عَنْ أَنَسِ بْنِ مَالِكٍ - رَضِيَ اللَّهُ عَنْهُ - قَالَ: «كَانَ رَسُولُ اللَّهِ - صَلَّى اللهُ عَلَيْهِ وَسَلَّمَ - يُفْطِرُ عَلَى رُطَبَاتٍ قَبْلَ أَنْ يُصَلِّيَ، فَإِنْ لَمْ يَكُنْ رُطَبَاتٌ، فَتَمَرَاتٌ، فَإِنْ لَمْ يَكُنْ تَمَرَاتٌ حَسَا حَسَوَاتٍ مِنْ مَاءٍ» (رواه أحمد وأبو داود)
Dari Anas bin Malik - radhiyallahu ‘anhu -, ia berkata: ”Rasulullah berbuka dengan rutab sebelum shalat, jika tidak terdapat rutab (kurma muda), maka beliau berbuka dengan tamr (kurma kering), jika tidak ada beliau meneguk air.” (HR. Ahmad dan Abu Dawud)

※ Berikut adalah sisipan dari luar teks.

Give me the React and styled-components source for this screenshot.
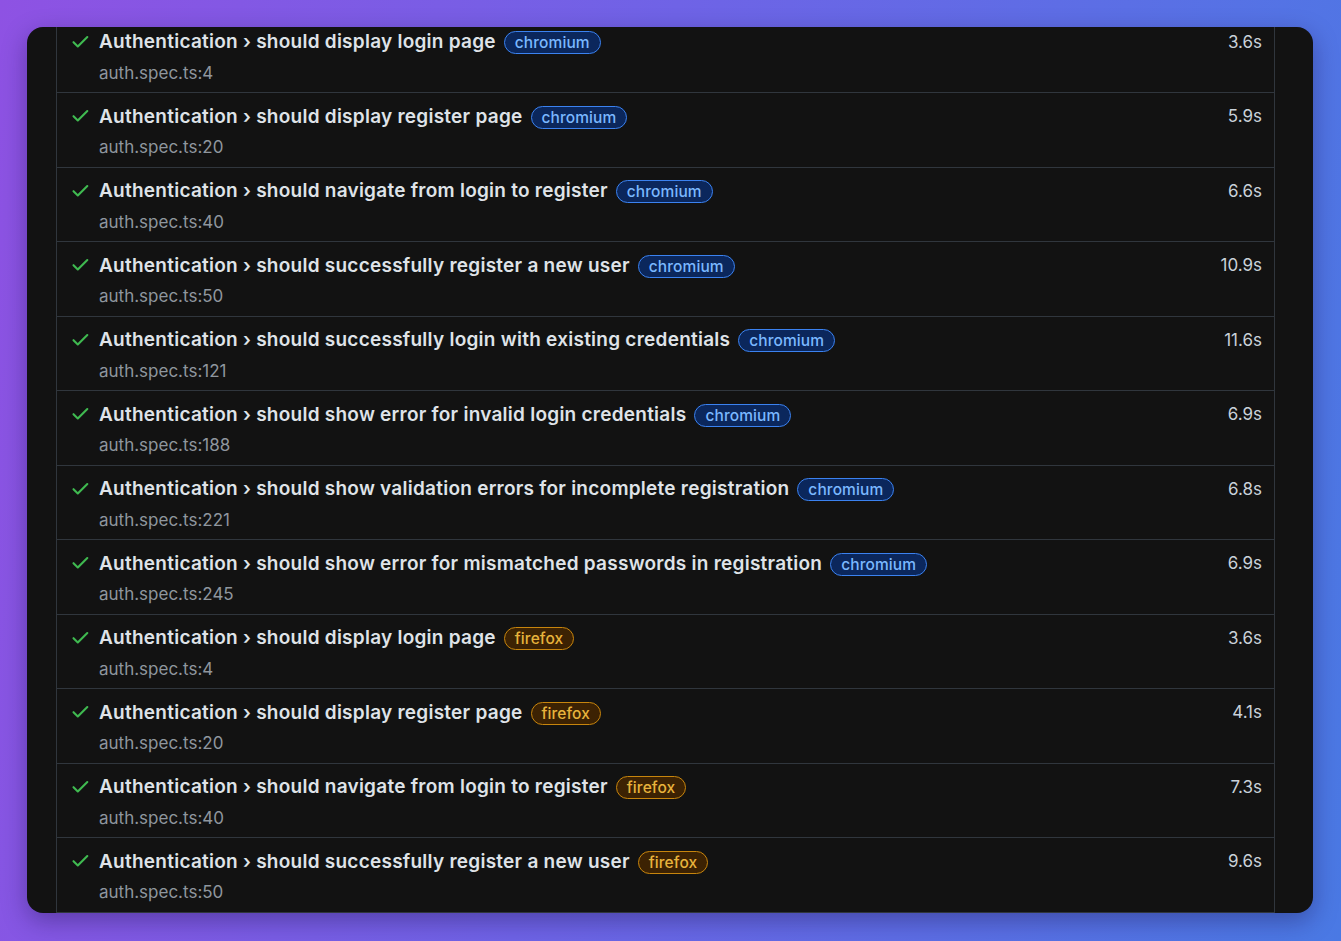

عَنْ سَلْمَانَ بْنِ عَامِرٍ الضَّبِّيِّ - رَضِيَ اللَّهُ عَنْهُ -، قَالَ: قَالَ رَسُولُ اللَّهِ - صَلَّى اللهُ عَلَيْهِ وَسَلَّمَ -: «إِذَا أَفْطَرَ أَحَدُكُمْ فَلْيُفْطِرْ عَلَى تَمْرٍ، فَإِنْ لَمْ يَجِدْ تَمْرًا فَلْيُفْطِرْ عَلَى مَاءٍ، فَإِنَّهُ لَهُ طَهُورٌ» (رواه أحمد وأبو داود والترمذي)
Dari Salman bin Amir adh-Dhabbi - radhiyallahu ‘anhu -: Rasulullah - shallallahu ‘alaihi wasallam - bersabda: “Bila kalian berbuka puasa, maka berbukalah dengan kurma, karena kurma itu barakah. Kalau tidak ada kurma, maka dengan air, karena air itu mensucikan.” (HR. Ahamd, Abu Daud, dan Tirmizy)
----------------------
(1) Yahya bin Syaraf an-Nawawi, al-Adzkar, (Bairut: Dar al-Fikr, 1414/1994), hlm. 190.
(2) Muhammad bin Umar Nawawi al-Bantani, Nihayah az-Zain fi Irsyad al-Mubtadi’in, (Bairut: Dar al-Fikr, t.th), hlm. 224.